> [Data block]:

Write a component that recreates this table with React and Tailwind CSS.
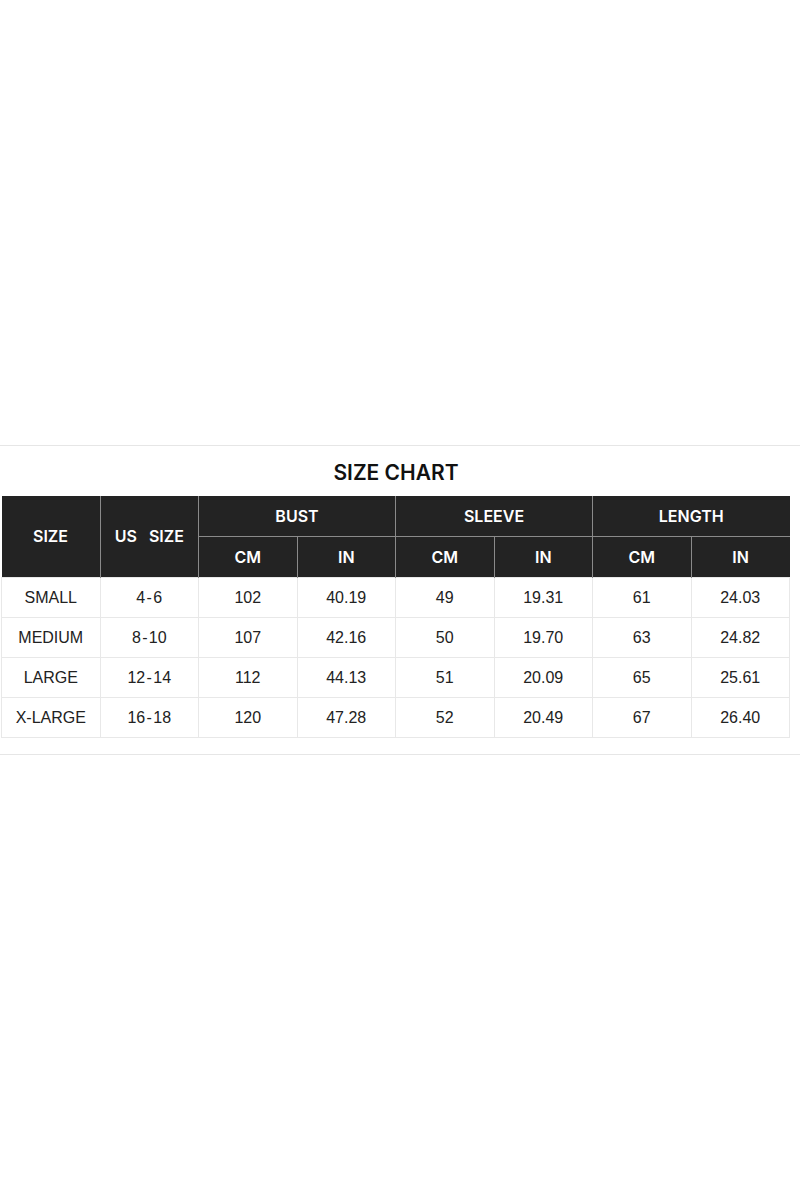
import React from 'react';

const rows = [
  ['SMALL', '4\u200a-\u200a6', '102', '40.19', '49', '19.31', '61', '24.03'],
  ['MEDIUM', '8\u200a-\u200a10', '107', '42.16', '50', '19.70', '63', '24.82'],
  ['LARGE', '12\u200a-\u200a14', '112', '44.13', '51', '20.09', '65', '25.61'],
  ['X-LARGE', '16\u200a-\u200a18', '120', '47.28', '52', '20.49', '67', '26.40'],
];

export default function App() {
  return (
    <div className="w-[800px] h-[1200px] bg-white flex flex-col">
      <div className="h-[445px]" />
      <div className="border-t border-[#e6e6e6] pb-4">
        {/* title */}
        <h1 className="w-[792px] h-[50px] flex items-center justify-center pt-[3px] text-[21px] font-semibold text-[#111] font-['Inter',sans-serif]">
          SIZE CHART
        </h1>
        {/* chart */}
        <table className="ml-px w-[789px] table-fixed border-collapse text-center">
          <thead className="bg-[#232323] text-white font-['Inter',sans-serif] font-semibold text-[16px]">
            <tr className="h-[40px]">
              <th rowSpan={2} className="border-r border-[#8a8a8a] font-semibold">SIZE</th>
              <th rowSpan={2} className="border-r border-[#8a8a8a] font-semibold whitespace-pre">US   SIZE</th>
              <th colSpan={2} className="border-r border-b border-[#8a8a8a] font-semibold">BUST</th>
              <th colSpan={2} className="border-r border-b border-[#8a8a8a] font-semibold">SLEEVE</th>
              <th colSpan={2} className="border-b border-[#8a8a8a] font-semibold">LENGTH</th>
            </tr>
            <tr className="h-[41px]">
              <th className="border-r border-[#8a8a8a] font-semibold">CM</th>
              <th className="border-r border-[#8a8a8a] font-semibold">IN</th>
              <th className="border-r border-[#8a8a8a] font-semibold">CM</th>
              <th className="border-r border-[#8a8a8a] font-semibold">IN</th>
              <th className="border-r border-[#8a8a8a] font-semibold">CM</th>
              <th className="font-semibold">IN</th>
            </tr>
          </thead>
          <tbody className="text-[16px] text-[#222] font-['Liberation_Sans',Arial,sans-serif]">
            {rows.map((r) => (
              <tr key={r[0]} className="h-[40px]">
                {r.map((c, i) => (
                  <td key={i} className="border border-[#e8e8e8] pt-px">
                    {c}
                  </td>
                ))}
              </tr>
            ))}
          </tbody>
        </table>
      </div>
      <div className="border-t border-[#e6e6e6]" />
    </div>
  );
}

> [Set problem]:
Pictures in the data above should not be copied; transcribe everything else exactly.

> [Result of the exercise]:
Write a component that recreates this table with React and Tailwind CSS.
import React from 'react';

const rows = [
  ['SMALL', '4\u200a-\u200a6', '102', '40.19', '49', '19.31', '61', '24.03'],
  ['MEDIUM', '8\u200a-\u200a10', '107', '42.16', '50', '19.70', '63', '24.82'],
  ['LARGE', '12\u200a-\u200a14', '112', '44.13', '51', '20.09', '65', '25.61'],
  ['X-LARGE', '16\u200a-\u200a18', '120', '47.28', '52', '20.49', '67', '26.40'],
];

export default function App() {
  return (
    <div className="w-[800px] h-[1200px] bg-white flex flex-col">
      <div className="h-[445px]" />
      <div className="border-t border-[#e6e6e6] pb-4">
        {/* title */}
        <h1 className="w-[792px] h-[50px] flex items-center justify-center pt-[3px] text-[21px] font-semibold text-[#111] font-['Inter',sans-serif]">
          SIZE CHART
        </h1>
        {/* chart */}
        <table className="ml-px w-[789px] table-fixed border-collapse text-center">
          <thead className="bg-[#232323] text-white font-['Inter',sans-serif] font-semibold text-[16px]">
            <tr className="h-[40px]">
              <th rowSpan={2} className="border-r border-[#8a8a8a] font-semibold">SIZE</th>
              <th rowSpan={2} className="border-r border-[#8a8a8a] font-semibold whitespace-pre">US   SIZE</th>
              <th colSpan={2} className="border-r border-b border-[#8a8a8a] font-semibold">BUST</th>
              <th colSpan={2} className="border-r border-b border-[#8a8a8a] font-semibold">SLEEVE</th>
              <th colSpan={2} className="border-b border-[#8a8a8a] font-semibold">LENGTH</th>
            </tr>
            <tr className="h-[41px]">
              <th className="border-r border-[#8a8a8a] font-semibold">CM</th>
              <th className="border-r border-[#8a8a8a] font-semibold">IN</th>
              <th className="border-r border-[#8a8a8a] font-semibold">CM</th>
              <th className="border-r border-[#8a8a8a] font-semibold">IN</th>
              <th className="border-r border-[#8a8a8a] font-semibold">CM</th>
              <th className="font-semibold">IN</th>
            </tr>
          </thead>
          <tbody className="text-[16px] text-[#222] font-['Liberation_Sans',Arial,sans-serif]">
            {rows.map((r) => (
              <tr key={r[0]} className="h-[40px]">
                {r.map((c, i) => (
                  <td key={i} className="border border-[#e8e8e8] pt-px">
                    {c}
                  </td>
                ))}
              </tr>
            ))}
          </tbody>
        </table>
      </div>
      <div className="border-t border-[#e6e6e6]" />
    </div>
  );
}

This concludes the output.